**What needs to be done:** Can you transcribe the data exactly? Leave the pictures out.
'''
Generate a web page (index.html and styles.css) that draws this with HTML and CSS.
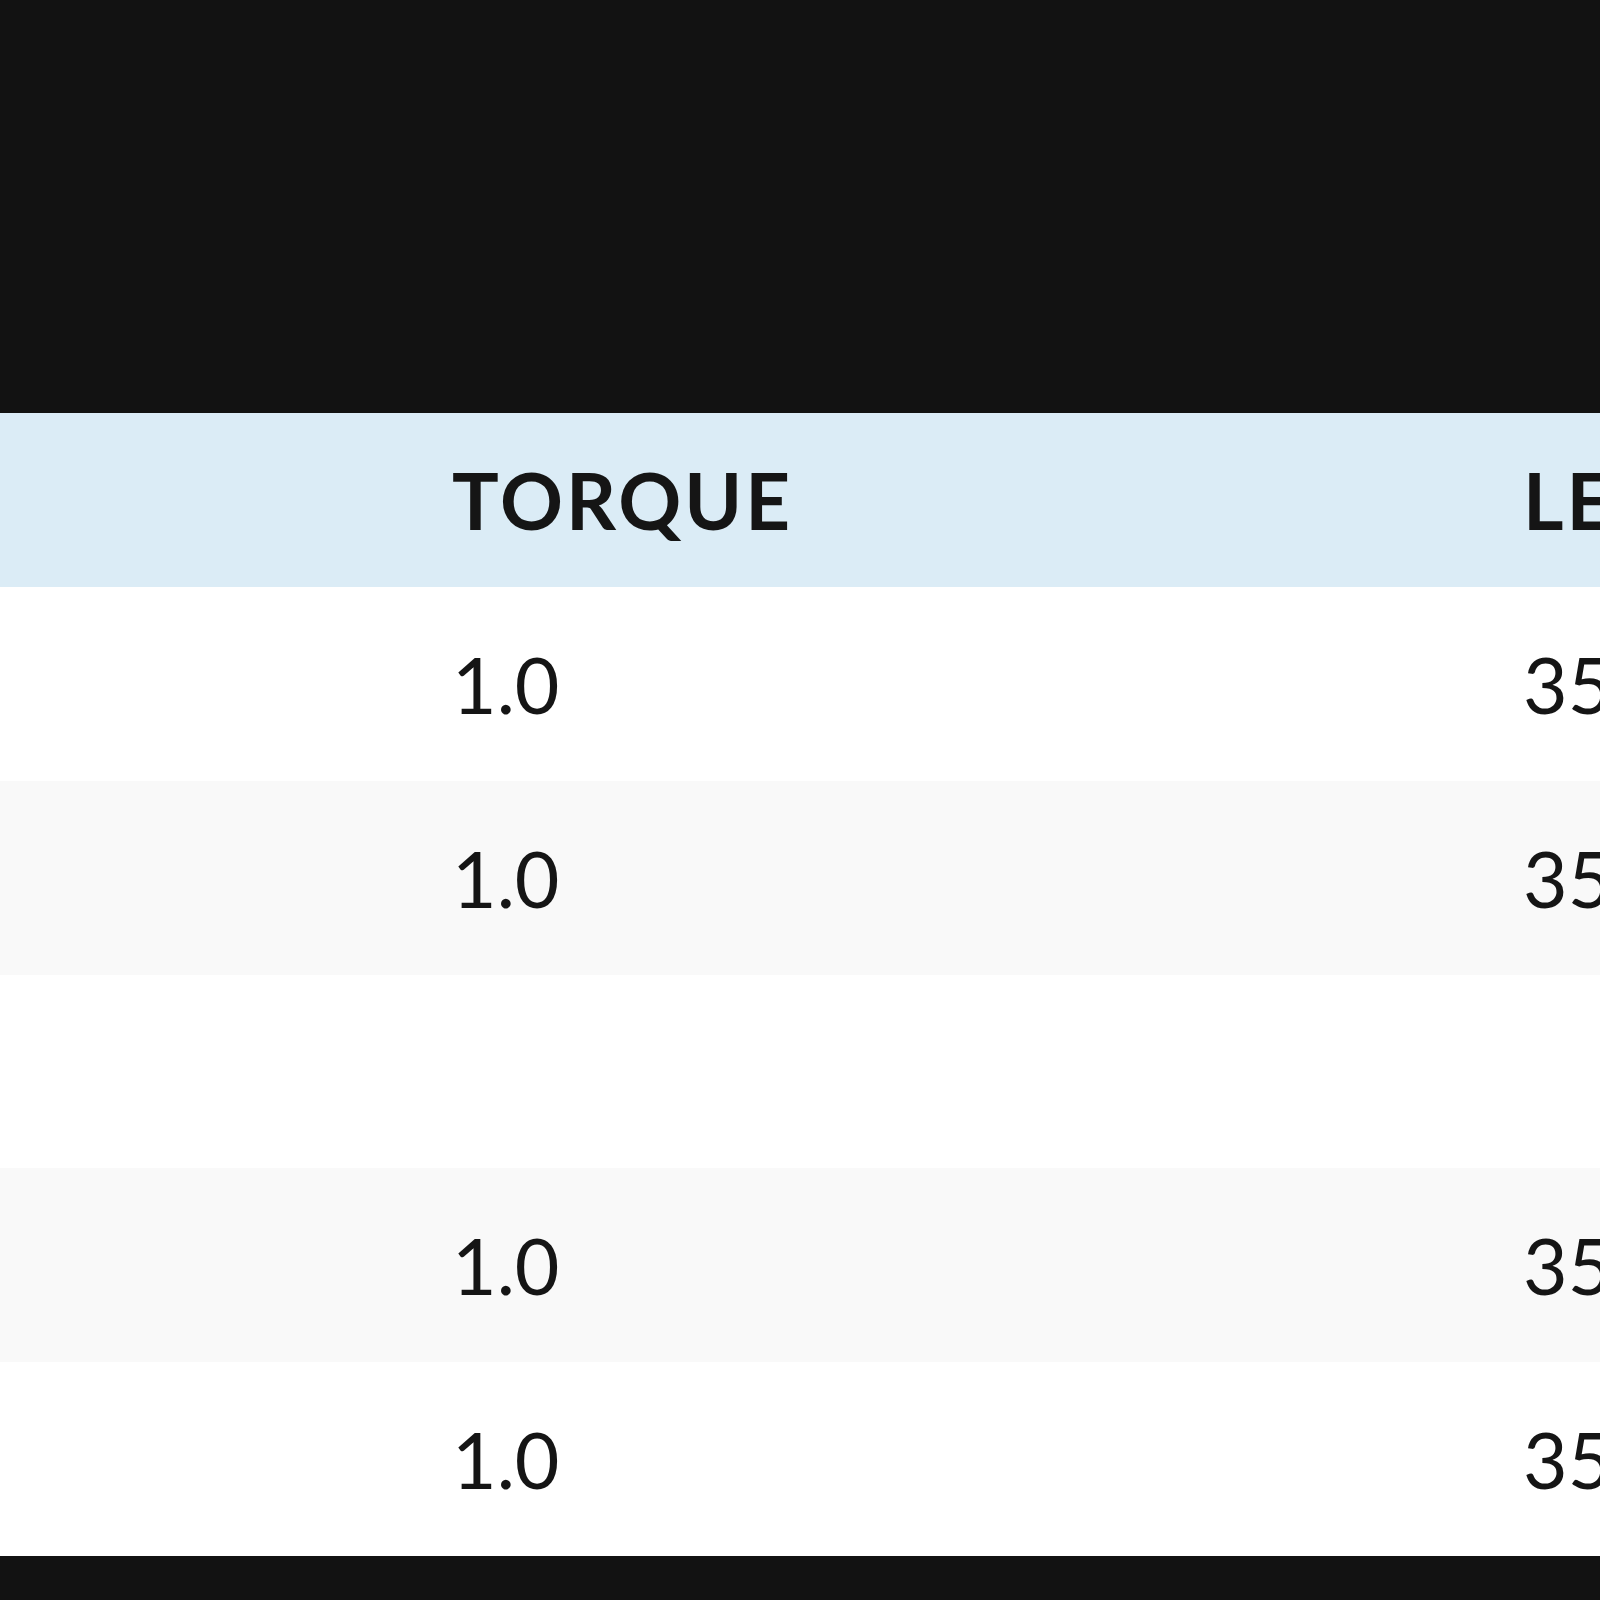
FILE: index.html
```html
<!DOCTYPE html>
<html>
<head>
<meta charset="utf-8">
<link rel="stylesheet" href="styles.css">
</head>
<body>
<div class="page">
  <div class="top"></div>
  <div class="table">
    <div class="row head">
      <div class="cell"></div>
      <div class="cell">TORQUE</div>
      <div class="cell">LENGTH</div>
    </div>
    <div class="row">
      <div class="cell"></div>
      <div class="cell">1.0</div>
      <div class="cell">35</div>
    </div>
    <div class="row alt">
      <div class="cell"></div>
      <div class="cell">1.0</div>
      <div class="cell">35</div>
    </div>
    <div class="row">
      <div class="cell"></div>
      <div class="cell"></div>
      <div class="cell"></div>
    </div>
    <div class="row alt">
      <div class="cell"></div>
      <div class="cell">1.0</div>
      <div class="cell">35</div>
    </div>
    <div class="row">
      <div class="cell"></div>
      <div class="cell">1.0</div>
      <div class="cell">35</div>
    </div>
  </div>
  <div class="bottom"></div>
</div>
</body>
</html>
```
FILE: styles.css
```css
html, body {
  margin: 0;
  padding: 0;
  background: #121212;
}
.page {
  width: 1600px;
  height: 1600px;
  overflow: hidden;
  display: flex;
  flex-direction: column;
  font-family: "Lato", "Open Sans", sans-serif;
  color: #151515;
}
.top {
  height: 413px;
  background: #121212;
  flex: none;
}
.table {
  display: flex;
  flex-direction: column;
  flex: none;
}
.row {
  display: grid;
  grid-template-columns: 452px 1071px 1fr;
  height: 193.8px;
  align-items: center;
  background: #ffffff;
  font-size: 77px;
  white-space: nowrap;
  overflow: hidden;
}
.row.alt {
  background: #f9f9f9;
}
.row.head {
  height: 174px;
  background: #dbecf6;
  font-weight: 700;
  font-size: 78px;
  letter-spacing: 3px;
}
.cell {
  overflow: hidden;
}
.bottom {
  flex: 1;
  background: #121212;
}
```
'''
**Written answer:**
Generate a web page (index.html and styles.css) that draws this with HTML and CSS.
FILE: index.html
```html
<!DOCTYPE html>
<html>
<head>
<meta charset="utf-8">
<link rel="stylesheet" href="styles.css">
</head>
<body>
<div class="page">
  <div class="top"></div>
  <div class="table">
    <div class="row head">
      <div class="cell"></div>
      <div class="cell">TORQUE</div>
      <div class="cell">LENGTH</div>
    </div>
    <div class="row">
      <div class="cell"></div>
      <div class="cell">1.0</div>
      <div class="cell">35</div>
    </div>
    <div class="row alt">
      <div class="cell"></div>
      <div class="cell">1.0</div>
      <div class="cell">35</div>
    </div>
    <div class="row">
      <div class="cell"></div>
      <div class="cell"></div>
      <div class="cell"></div>
    </div>
    <div class="row alt">
      <div class="cell"></div>
      <div class="cell">1.0</div>
      <div class="cell">35</div>
    </div>
    <div class="row">
      <div class="cell"></div>
      <div class="cell">1.0</div>
      <div class="cell">35</div>
    </div>
  </div>
  <div class="bottom"></div>
</div>
</body>
</html>
```
FILE: styles.css
```css
html, body {
  margin: 0;
  padding: 0;
  background: #121212;
}
.page {
  width: 1600px;
  height: 1600px;
  overflow: hidden;
  display: flex;
  flex-direction: column;
  font-family: "Lato", "Open Sans", sans-serif;
  color: #151515;
}
.top {
  height: 413px;
  background: #121212;
  flex: none;
}
.table {
  display: flex;
  flex-direction: column;
  flex: none;
}
.row {
  display: grid;
  grid-template-columns: 452px 1071px 1fr;
  height: 193.8px;
  align-items: center;
  background: #ffffff;
  font-size: 77px;
  white-space: nowrap;
  overflow: hidden;
}
.row.alt {
  background: #f9f9f9;
}
.row.head {
  height: 174px;
  background: #dbecf6;
  font-weight: 700;
  font-size: 78px;
  letter-spacing: 3px;
}
.cell {
  overflow: hidden;
}
.bottom {
  flex: 1;
  background: #121212;
}
```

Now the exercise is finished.